→ Dataset extract:

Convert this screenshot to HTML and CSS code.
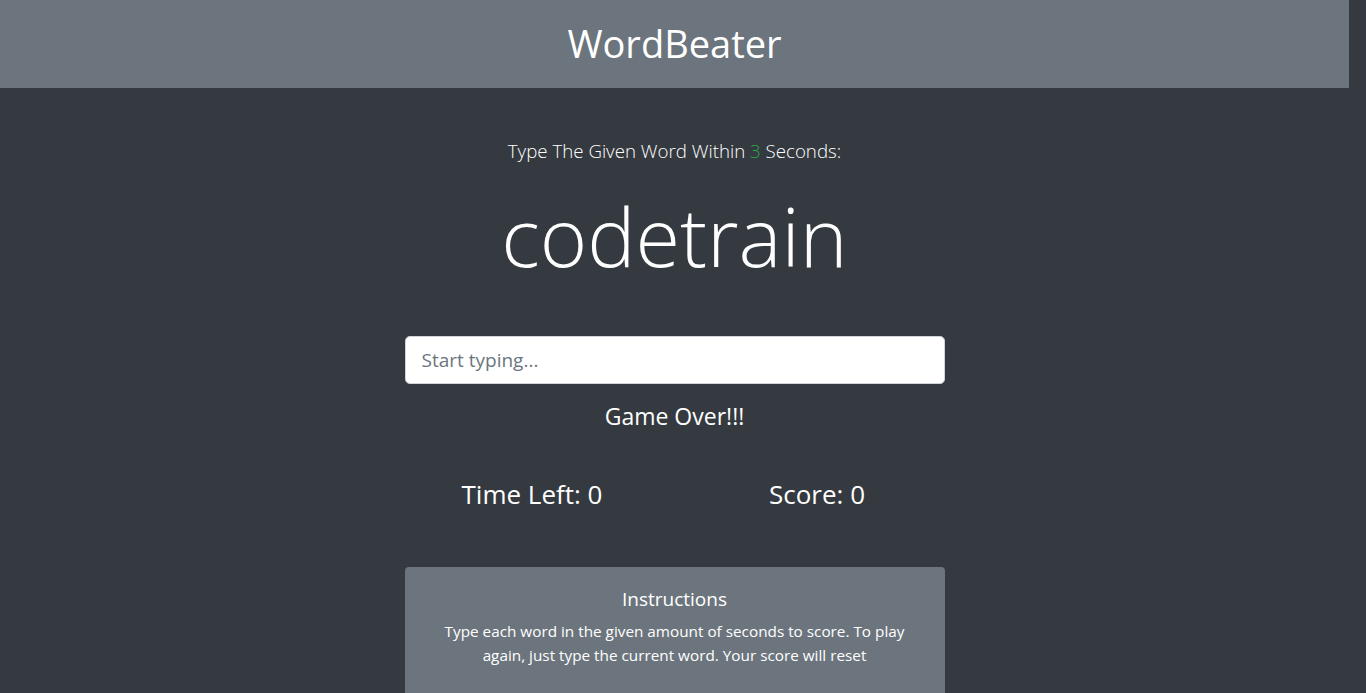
FILE: index.html
```html
<!DOCTYPE html>
<html lang="en">
<head>
<meta charset="utf-8">
<title>WordBeater</title>
<link rel="stylesheet" href="styles.css">
</head>
<body>
<div class="page">
  <header class="header">
    <h1 class="brand">WordBeater</h1>
  </header>
  <main class="container">
    <div class="col">
      <p class="lead">Type The Given Word Within <span class="seconds">3</span> Seconds:</p>
      <h2 class="word">codetrain</h2>
      <input class="word-input" type="text" placeholder="Start typing..." autofocus>
      <h4 class="message">Game Over!!!</h4>
      <div class="stats">
        <h3 class="stat">Time Left: <span>0</span></h3>
        <h3 class="stat">Score: <span>0</span></h3>
      </div>
      <div class="card">
        <h5 class="card-title">Instructions</h5>
        <p class="card-text">Type each word in the given amount of seconds to score. To play again, just type the current word. Your score will reset</p>
      </div>
    </div>
  </main>
</div>
</body>
</html>
```

FILE: styles.css
```css
* { box-sizing: border-box; }
html, body { margin: 0; padding: 0; }
body {
  background: #343a40;
  color: #fff;
  font-family: "Open Sans", "Noto Sans", sans-serif;
  font-size: 16px;
  line-height: 1.5;
  overflow: hidden;
  height: 693px;
}
.page { width: 1349px; }
.header {
  background: #6c757d;
  padding: 19px 16px 13px;
  text-align: center;
}
.brand {
  margin: 0 0 8px;
  font-size: 38px;
  font-weight: 400;
  line-height: 48px;
}
.container {
  width: 1140px;
  margin: 48px auto 0;
  display: flex;
  justify-content: center;
}
.col {
  width: 540px;
  text-align: center;
}
.lead {
  margin: 0 0 16px;
  font-size: 18.7px;
  font-weight: 300;
  line-height: 30px;
}
.seconds { color: #28a745; }
.word {
  margin: 0 0 48px;
  padding-top: 2px;
  font-size: 81px;
  font-weight: 300;
  line-height: 103.6px;
}
.word-input {
  display: block;
  width: 100%;
  height: 48px;
  padding: 8px 16px;
  font-family: inherit;
  font-size: 19px;
  color: #495057;
  background: #fff;
  border: 1px solid #ced4da;
  border-radius: 4.8px;
  outline: none;
}
.word-input::placeholder { color: #6c757d; }
.message {
  margin: 18px 0 0;
  font-size: 23px;
  font-weight: 400;
  line-height: 28.8px;
}
.stats {
  display: grid;
  grid-template-columns: 1fr 1fr;
  margin: 48px -15px 0;
}
.stat {
  margin: 0 0 8px;
  font-size: 26px;
  font-weight: 400;
  line-height: 33.6px;
}
.card {
  margin-top: 47px;
  background: #6c757d;
  border-radius: 4px;
  padding: 20px;
  height: 160px;
}
.card-title {
  margin: 0 0 8px;
  font-size: 19px;
  font-weight: 400;
  line-height: 24px;
}
.card-text {
  margin: 0;
  padding: 0 6px;
  font-size: 15.3px;
  line-height: 24px;
}
```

→ What you have to do: Reproduce the data verbatim. Do not carry any picture into the copy.

→ Result for this exercise:
Convert this screenshot to HTML and CSS code.
FILE: index.html
```html
<!DOCTYPE html>
<html lang="en">
<head>
<meta charset="utf-8">
<title>WordBeater</title>
<link rel="stylesheet" href="styles.css">
</head>
<body>
<div class="page">
  <header class="header">
    <h1 class="brand">WordBeater</h1>
  </header>
  <main class="container">
    <div class="col">
      <p class="lead">Type The Given Word Within <span class="seconds">3</span> Seconds:</p>
      <h2 class="word">codetrain</h2>
      <input class="word-input" type="text" placeholder="Start typing..." autofocus>
      <h4 class="message">Game Over!!!</h4>
      <div class="stats">
        <h3 class="stat">Time Left: <span>0</span></h3>
        <h3 class="stat">Score: <span>0</span></h3>
      </div>
      <div class="card">
        <h5 class="card-title">Instructions</h5>
        <p class="card-text">Type each word in the given amount of seconds to score. To play again, just type the current word. Your score will reset</p>
      </div>
    </div>
  </main>
</div>
</body>
</html>
```

FILE: styles.css
```css
* { box-sizing: border-box; }
html, body { margin: 0; padding: 0; }
body {
  background: #343a40;
  color: #fff;
  font-family: "Open Sans", "Noto Sans", sans-serif;
  font-size: 16px;
  line-height: 1.5;
  overflow: hidden;
  height: 693px;
}
.page { width: 1349px; }
.header {
  background: #6c757d;
  padding: 19px 16px 13px;
  text-align: center;
}
.brand {
  margin: 0 0 8px;
  font-size: 38px;
  font-weight: 400;
  line-height: 48px;
}
.container {
  width: 1140px;
  margin: 48px auto 0;
  display: flex;
  justify-content: center;
}
.col {
  width: 540px;
  text-align: center;
}
.lead {
  margin: 0 0 16px;
  font-size: 18.7px;
  font-weight: 300;
  line-height: 30px;
}
.seconds { color: #28a745; }
.word {
  margin: 0 0 48px;
  padding-top: 2px;
  font-size: 81px;
  font-weight: 300;
  line-height: 103.6px;
}
.word-input {
  display: block;
  width: 100%;
  height: 48px;
  padding: 8px 16px;
  font-family: inherit;
  font-size: 19px;
  color: #495057;
  background: #fff;
  border: 1px solid #ced4da;
  border-radius: 4.8px;
  outline: none;
}
.word-input::placeholder { color: #6c757d; }
.message {
  margin: 18px 0 0;
  font-size: 23px;
  font-weight: 400;
  line-height: 28.8px;
}
.stats {
  display: grid;
  grid-template-columns: 1fr 1fr;
  margin: 48px -15px 0;
}
.stat {
  margin: 0 0 8px;
  font-size: 26px;
  font-weight: 400;
  line-height: 33.6px;
}
.card {
  margin-top: 47px;
  background: #6c757d;
  border-radius: 4px;
  padding: 20px;
  height: 160px;
}
.card-title {
  margin: 0 0 8px;
  font-size: 19px;
  font-weight: 400;
  line-height: 24px;
}
.card-text {
  margin: 0;
  padding: 0 6px;
  font-size: 15.3px;
  line-height: 24px;
}
```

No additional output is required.